• _Your objective_: Write out each line exactly as given. Leave the pictures out of your copy.

• _Supplied material_:
****************
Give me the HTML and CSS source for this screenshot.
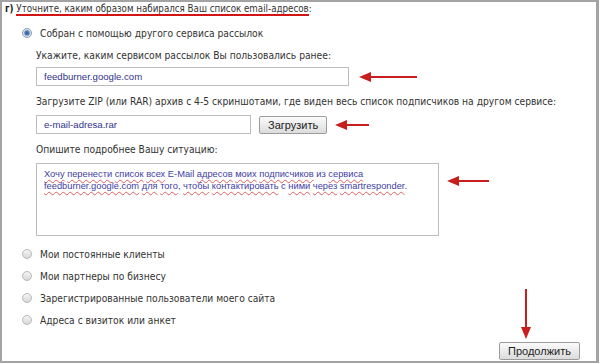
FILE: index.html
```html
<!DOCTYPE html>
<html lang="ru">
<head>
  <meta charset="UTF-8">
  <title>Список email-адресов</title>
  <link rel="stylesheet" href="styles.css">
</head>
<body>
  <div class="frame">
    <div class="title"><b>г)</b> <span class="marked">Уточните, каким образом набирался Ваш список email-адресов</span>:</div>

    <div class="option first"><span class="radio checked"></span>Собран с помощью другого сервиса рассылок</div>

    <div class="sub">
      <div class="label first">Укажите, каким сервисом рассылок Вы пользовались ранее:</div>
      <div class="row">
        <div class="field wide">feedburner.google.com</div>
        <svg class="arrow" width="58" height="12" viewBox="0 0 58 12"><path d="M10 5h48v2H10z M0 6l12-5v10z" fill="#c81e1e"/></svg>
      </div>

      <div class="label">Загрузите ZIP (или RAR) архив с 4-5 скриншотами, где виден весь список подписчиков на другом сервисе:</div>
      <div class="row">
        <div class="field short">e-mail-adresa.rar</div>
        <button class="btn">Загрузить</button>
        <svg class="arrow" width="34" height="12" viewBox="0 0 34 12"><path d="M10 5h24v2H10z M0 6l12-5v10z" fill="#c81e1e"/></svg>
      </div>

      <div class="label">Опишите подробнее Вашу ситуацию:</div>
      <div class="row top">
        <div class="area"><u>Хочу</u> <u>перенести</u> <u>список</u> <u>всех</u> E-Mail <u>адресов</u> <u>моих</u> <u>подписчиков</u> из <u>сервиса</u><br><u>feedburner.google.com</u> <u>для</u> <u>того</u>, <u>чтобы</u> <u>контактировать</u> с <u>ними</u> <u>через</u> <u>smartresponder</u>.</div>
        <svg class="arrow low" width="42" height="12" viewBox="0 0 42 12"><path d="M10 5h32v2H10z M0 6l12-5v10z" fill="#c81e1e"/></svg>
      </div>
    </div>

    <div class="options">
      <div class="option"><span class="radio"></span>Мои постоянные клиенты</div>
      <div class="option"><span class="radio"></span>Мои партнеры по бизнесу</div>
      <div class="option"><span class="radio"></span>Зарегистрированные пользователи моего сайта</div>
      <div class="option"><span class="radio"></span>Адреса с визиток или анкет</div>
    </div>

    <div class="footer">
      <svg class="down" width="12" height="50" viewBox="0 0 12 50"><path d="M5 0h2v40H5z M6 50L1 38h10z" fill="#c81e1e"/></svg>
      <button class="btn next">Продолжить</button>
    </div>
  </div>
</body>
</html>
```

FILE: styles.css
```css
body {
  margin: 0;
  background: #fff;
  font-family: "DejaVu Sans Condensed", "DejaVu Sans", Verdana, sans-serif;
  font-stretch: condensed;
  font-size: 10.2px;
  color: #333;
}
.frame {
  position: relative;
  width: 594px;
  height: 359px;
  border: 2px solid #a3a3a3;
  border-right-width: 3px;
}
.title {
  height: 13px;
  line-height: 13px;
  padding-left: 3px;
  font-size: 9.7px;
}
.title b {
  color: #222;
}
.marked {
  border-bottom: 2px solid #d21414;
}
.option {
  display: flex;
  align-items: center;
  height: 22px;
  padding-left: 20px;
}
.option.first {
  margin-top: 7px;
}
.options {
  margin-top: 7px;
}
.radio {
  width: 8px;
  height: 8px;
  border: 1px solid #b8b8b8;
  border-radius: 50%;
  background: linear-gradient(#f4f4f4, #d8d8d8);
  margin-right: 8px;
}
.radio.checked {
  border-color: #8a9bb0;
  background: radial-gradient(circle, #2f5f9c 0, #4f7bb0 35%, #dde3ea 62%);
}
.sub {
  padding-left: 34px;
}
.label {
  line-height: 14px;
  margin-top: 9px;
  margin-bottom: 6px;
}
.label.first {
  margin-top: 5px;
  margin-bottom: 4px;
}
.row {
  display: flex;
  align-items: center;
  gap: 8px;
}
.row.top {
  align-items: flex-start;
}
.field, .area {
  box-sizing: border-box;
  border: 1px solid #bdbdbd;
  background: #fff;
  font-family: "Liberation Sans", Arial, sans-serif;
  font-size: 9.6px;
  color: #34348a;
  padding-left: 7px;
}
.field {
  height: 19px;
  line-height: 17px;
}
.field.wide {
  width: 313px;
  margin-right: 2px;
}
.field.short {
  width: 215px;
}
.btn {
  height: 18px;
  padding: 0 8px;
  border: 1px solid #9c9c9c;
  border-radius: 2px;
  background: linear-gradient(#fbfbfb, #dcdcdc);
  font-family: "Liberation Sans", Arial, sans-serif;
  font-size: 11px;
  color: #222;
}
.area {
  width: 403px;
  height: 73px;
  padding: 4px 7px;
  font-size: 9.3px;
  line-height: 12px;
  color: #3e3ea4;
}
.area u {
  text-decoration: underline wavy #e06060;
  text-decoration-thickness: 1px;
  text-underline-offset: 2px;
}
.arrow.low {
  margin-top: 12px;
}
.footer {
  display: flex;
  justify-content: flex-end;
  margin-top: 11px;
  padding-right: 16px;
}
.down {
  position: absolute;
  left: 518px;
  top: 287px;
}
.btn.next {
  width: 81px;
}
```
****************
• _Exercise answer_:
Give me the HTML and CSS source for this screenshot.
FILE: index.html
```html
<!DOCTYPE html>
<html lang="ru">
<head>
  <meta charset="UTF-8">
  <title>Список email-адресов</title>
  <link rel="stylesheet" href="styles.css">
</head>
<body>
  <div class="frame">
    <div class="title"><b>г)</b> <span class="marked">Уточните, каким образом набирался Ваш список email-адресов</span>:</div>

    <div class="option first"><span class="radio checked"></span>Собран с помощью другого сервиса рассылок</div>

    <div class="sub">
      <div class="label first">Укажите, каким сервисом рассылок Вы пользовались ранее:</div>
      <div class="row">
        <div class="field wide">feedburner.google.com</div>
        <svg class="arrow" width="58" height="12" viewBox="0 0 58 12"><path d="M10 5h48v2H10z M0 6l12-5v10z" fill="#c81e1e"/></svg>
      </div>

      <div class="label">Загрузите ZIP (или RAR) архив с 4-5 скриншотами, где виден весь список подписчиков на другом сервисе:</div>
      <div class="row">
        <div class="field short">e-mail-adresa.rar</div>
        <button class="btn">Загрузить</button>
        <svg class="arrow" width="34" height="12" viewBox="0 0 34 12"><path d="M10 5h24v2H10z M0 6l12-5v10z" fill="#c81e1e"/></svg>
      </div>

      <div class="label">Опишите подробнее Вашу ситуацию:</div>
      <div class="row top">
        <div class="area"><u>Хочу</u> <u>перенести</u> <u>список</u> <u>всех</u> E-Mail <u>адресов</u> <u>моих</u> <u>подписчиков</u> из <u>сервиса</u><br><u>feedburner.google.com</u> <u>для</u> <u>того</u>, <u>чтобы</u> <u>контактировать</u> с <u>ними</u> <u>через</u> <u>smartresponder</u>.</div>
        <svg class="arrow low" width="42" height="12" viewBox="0 0 42 12"><path d="M10 5h32v2H10z M0 6l12-5v10z" fill="#c81e1e"/></svg>
      </div>
    </div>

    <div class="options">
      <div class="option"><span class="radio"></span>Мои постоянные клиенты</div>
      <div class="option"><span class="radio"></span>Мои партнеры по бизнесу</div>
      <div class="option"><span class="radio"></span>Зарегистрированные пользователи моего сайта</div>
      <div class="option"><span class="radio"></span>Адреса с визиток или анкет</div>
    </div>

    <div class="footer">
      <svg class="down" width="12" height="50" viewBox="0 0 12 50"><path d="M5 0h2v40H5z M6 50L1 38h10z" fill="#c81e1e"/></svg>
      <button class="btn next">Продолжить</button>
    </div>
  </div>
</body>
</html>
```

FILE: styles.css
```css
body {
  margin: 0;
  background: #fff;
  font-family: "DejaVu Sans Condensed", "DejaVu Sans", Verdana, sans-serif;
  font-stretch: condensed;
  font-size: 10.2px;
  color: #333;
}
.frame {
  position: relative;
  width: 594px;
  height: 359px;
  border: 2px solid #a3a3a3;
  border-right-width: 3px;
}
.title {
  height: 13px;
  line-height: 13px;
  padding-left: 3px;
  font-size: 9.7px;
}
.title b {
  color: #222;
}
.marked {
  border-bottom: 2px solid #d21414;
}
.option {
  display: flex;
  align-items: center;
  height: 22px;
  padding-left: 20px;
}
.option.first {
  margin-top: 7px;
}
.options {
  margin-top: 7px;
}
.radio {
  width: 8px;
  height: 8px;
  border: 1px solid #b8b8b8;
  border-radius: 50%;
  background: linear-gradient(#f4f4f4, #d8d8d8);
  margin-right: 8px;
}
.radio.checked {
  border-color: #8a9bb0;
  background: radial-gradient(circle, #2f5f9c 0, #4f7bb0 35%, #dde3ea 62%);
}
.sub {
  padding-left: 34px;
}
.label {
  line-height: 14px;
  margin-top: 9px;
  margin-bottom: 6px;
}
.label.first {
  margin-top: 5px;
  margin-bottom: 4px;
}
.row {
  display: flex;
  align-items: center;
  gap: 8px;
}
.row.top {
  align-items: flex-start;
}
.field, .area {
  box-sizing: border-box;
  border: 1px solid #bdbdbd;
  background: #fff;
  font-family: "Liberation Sans", Arial, sans-serif;
  font-size: 9.6px;
  color: #34348a;
  padding-left: 7px;
}
.field {
  height: 19px;
  line-height: 17px;
}
.field.wide {
  width: 313px;
  margin-right: 2px;
}
.field.short {
  width: 215px;
}
.btn {
  height: 18px;
  padding: 0 8px;
  border: 1px solid #9c9c9c;
  border-radius: 2px;
  background: linear-gradient(#fbfbfb, #dcdcdc);
  font-family: "Liberation Sans", Arial, sans-serif;
  font-size: 11px;
  color: #222;
}
.area {
  width: 403px;
  height: 73px;
  padding: 4px 7px;
  font-size: 9.3px;
  line-height: 12px;
  color: #3e3ea4;
}
.area u {
  text-decoration: underline wavy #e06060;
  text-decoration-thickness: 1px;
  text-underline-offset: 2px;
}
.arrow.low {
  margin-top: 12px;
}
.footer {
  display: flex;
  justify-content: flex-end;
  margin-top: 11px;
  padding-right: 16px;
}
.down {
  position: absolute;
  left: 518px;
  top: 287px;
}
.btn.next {
  width: 81px;
}
```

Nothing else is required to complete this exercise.